Le spectre de la jaunisse

Seul problème, les graines « arrivent au compte-gouttes », selon Cédric Benoist, qui n’est évidemment pas le seul à vouloir resemer son champ. « Il y a une pression terrible sur les semenciers, il faut qu’ils produisent, c’est comme les vaccins. C’est assez tendu, il y en a qui ne comprennent pas » le manque de disponibilité de semences, explique-t-il. L’une des deux coopératives avec laquelle il est sous contrat lui a livré des graines le matin même. Il remplit avec ce qu’il a la douzaine de bacs qui composent son semoir, large comme trois fois son tracteur, avant de parcourir ses terres de long en large.

« Les graines manquantes devraient être là ce week-end.
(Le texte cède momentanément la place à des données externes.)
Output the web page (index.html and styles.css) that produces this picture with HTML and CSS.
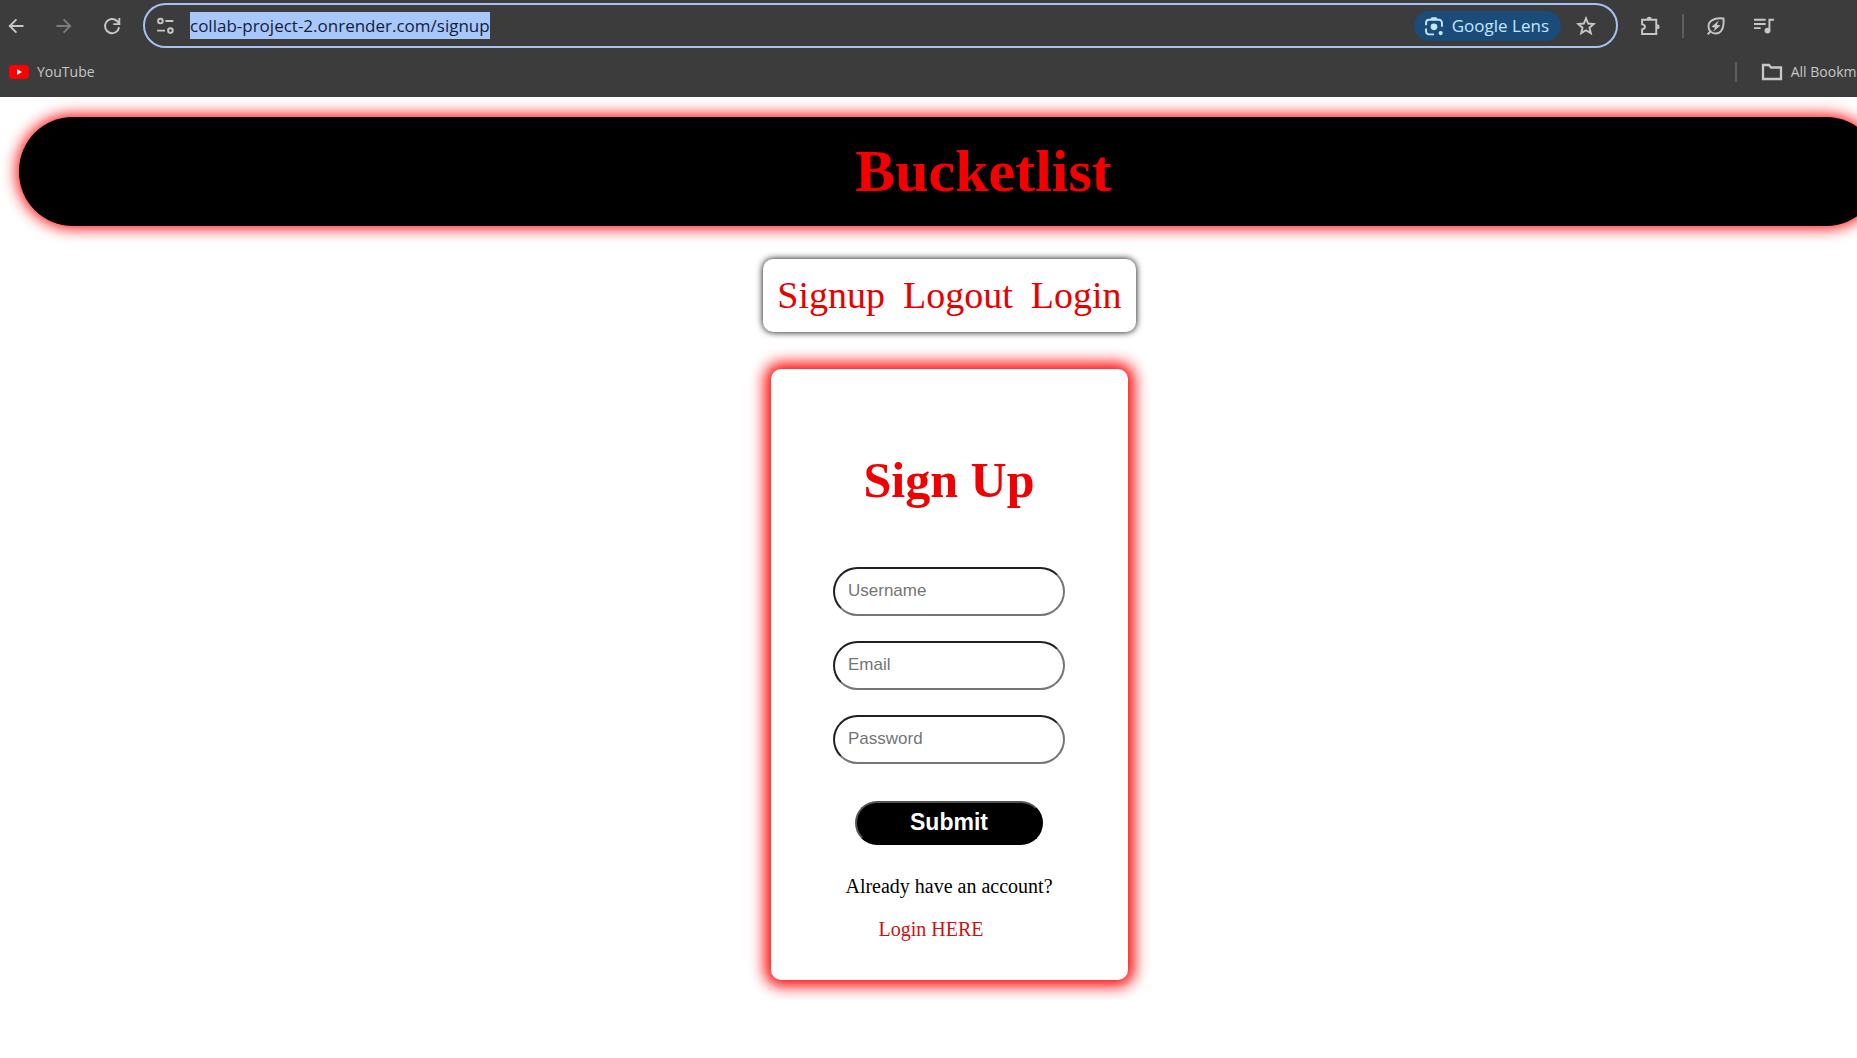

En milieu de semaine, si tout va bien, tout devrait être resemé », assure toutefois l’agriculteur. Sous un ciel changeant, avec une épaisse couverture nuageuse, le fond de l’air reste frais, ce qui rend finalement moins graves ces petites difficultés logistiques : « on continue d’avoir des gelées à – 2, – 3 degrés, depuis une semaine, ça empêche la reprise de la végétation ».

Ce n’est d’ailleurs pas ce qui l’inquiète le plus : « On n’a pas droit à un deuxième semi en semences néonicotinoïdes, donc on prend un deuxième risque vis-à-vis de la jaunisse », explique-t-il en référence à cette maladie causée par un puceron vert qui a occasionné de lourdes pertes de rendements en 2020 et amené le gouvernement à réautoriser provisoirement l’usage des insecticides controversés car « tueurs d’abeilles », en enrobage de semences.

La crainte de Cédric Benoist est compréhensible : le plus fort du gel est tombé pile dans les régions touchées par la jaunisse l’année dernière, au sud de Paris, selon le syndicat des betteraviers. Ce qui amène l’agriculteur à se demander en conclusion: « Qu’est-ce qu’on a fait au bon Dieu ? », en riant, un brin désabusé.